Rajiv Gandhi Equity Savings Scheme is simple but risky



The number of investors participating in the equity market will definitely increase and the equity culture will spread to a number of people

The finance ministry is expected to launch Rajiv Gandhi Equity Savings Scheme (RGESS) by 15th August. At present not much information is available on RGESS besides tax benefits and lock-in period among others.

To enhance savings and attract retail investment in capital markets, former finance minister, Pranab Mukherjee in 2012-13 Budget had announced RGESS. Under the Scheme, 50% tax deduction would be allowed to retail investors with annual income less than Rs. 10 lakh, for investment up to Rs. 50,000, with a lock-in period of three years.

Amit Sethi, owner, Amvi Financials said, “RGESS is meant for new investors, who have not invested in equity markets earlier. Every investment under this Scheme would be a fresh addition to the stock market. This scheme is meant for fresh entrants who generally don’t understand the risk involved in the stock market. Fluctuating financial markets make it essential for individual investors to invest in equity cautiously. Hence, mutual fund equity oriented schemes should be included with direct equity investment option to protect investors from loss.”

RGESS is likely to be a risky product for first time retail investors. Most people avoid investing in equity because of lack of financial knowledge and risks involved. People look at equity as a means of gambling where you’re more prone to losing money than gaining wealth, added Manikaran Singal, certified financial planner, Chandigarh-based Marvel Investments.

Mr Singal further said, “Usually, investors don’t have a proper channel as to where they can clear all their queries and be convinced that investing in equity is not a gamble but a means to add to their wealth. Investing in equity does require some basic knowledge. Retail investors need to know  which stock to invest, what are various parameters to look into, when to invest, what should be the holding time period (five years or more) and how economic conditions affect equity investments.”

RGESS is a very simple investment product but it would be difficult for a fresh entrant to find a growth oriented and fundamentally strong stocks which can provide good return in invested period, pointed out Mr Sethi.

Nozer Damania, research analyst, Personal FN, added, “RGESS is a pure equity scheme exposing the retail investors to direct equity. Investing in equity surely beats inflation in the long run but it requires considerable expertise to invest in fundamentally good companies at their true valuations and at the right time. Thorough research on companies is imperative before investing in direct equity. Hence retail investors, that too, first time investors may not benefit from RGESS though it restricts investments in PSUs (public sector undertakings) and large cap stocks. The first time retail investors would be exposed to volatility in equity markets, which is currently reeling under domestic as well as global pressures.

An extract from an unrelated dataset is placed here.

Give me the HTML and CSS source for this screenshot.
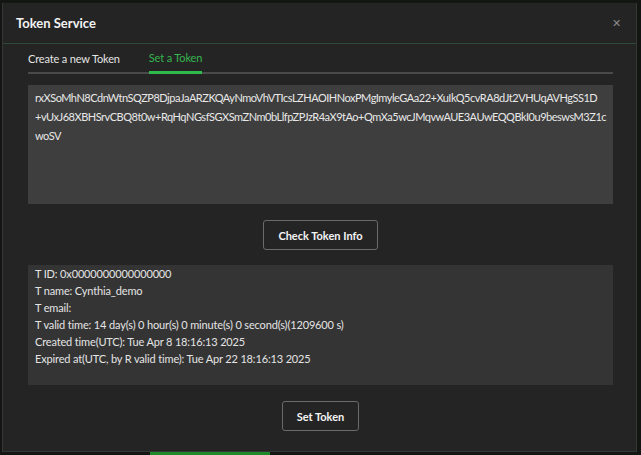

Since, RGESS provides tax deduction of 50% on a maximum investment of Rs. 50,000 it may attract a lot of interest from investors in the middle class income group earning up to Rs 10 lakh. This will lead to a chunk of household savings being routed to the equity markets. The risk involved is certainly high. Hopefully, the finance ministry should find a concrete solution to minimise the risk of first time retail investors in the equity markets, Mr Damania highlighted.

According to Pankaaj Maalde, head-financial planning, ApnaPaisa.com, “Tax deduction in RGESS will be allowed only to first time investor in equity whose annual income is less than Rs. 10 lakh. If you invest up to Rs. 1 lakh in ELSS (equity linked savings scheme), you are eligible to get 100% tax deduction, but deduction in RGESS is reduced to 50% and maximum investment is also restricted to Rs. 50,000. Investing only looking at tax benefit will not benefit retail investors. Retail investors have taken life insurance plans only because it gives tax benefit, but we know very well that investment in insurance has not given good return to the investors.”

Maalde further said, “It is also important to know what will be the asset allocation in RGESS and who will manage the Scheme. Generally, it is not advisable to invest in new schemes because past performance is important while investing in equity. We advise any equity mutual fund to investors only after it has completed three years and have a good track record.”

The objective of RGESS is to channelise household savings into stock markets. A retail investor can avail the scheme only once in a life time. To make the scheme more attractive for retail investors, the finance ministry is also considering reduction in the lock-in period under the scheme to one year from the proposed three years.

Bhavin Shah, managing director, Mumbai-based Sapphire Wealth, said, “To some extent tax breaks provide in RGESS will induce retail investors to invest in equity. The number of investors participating in the equity market will definitely increase and the equity culture will spread to a number of people.”

RGESS is not similar to a mutual fund product in terms of investment style. Investors in mutual funds have an option to select from various styles of investment—like value, growth and blend styles, etc—while investments in RGESS will be at the discretion of the first time retail investors. RGESS cannot be termed as a complex product but yes, it do requires some clarity on the lock-in period of the investment, management of the investment, will investment in IPOs (initial public offerings) be allowed under the RGESS, etc. The product is simple but risky, Damania added.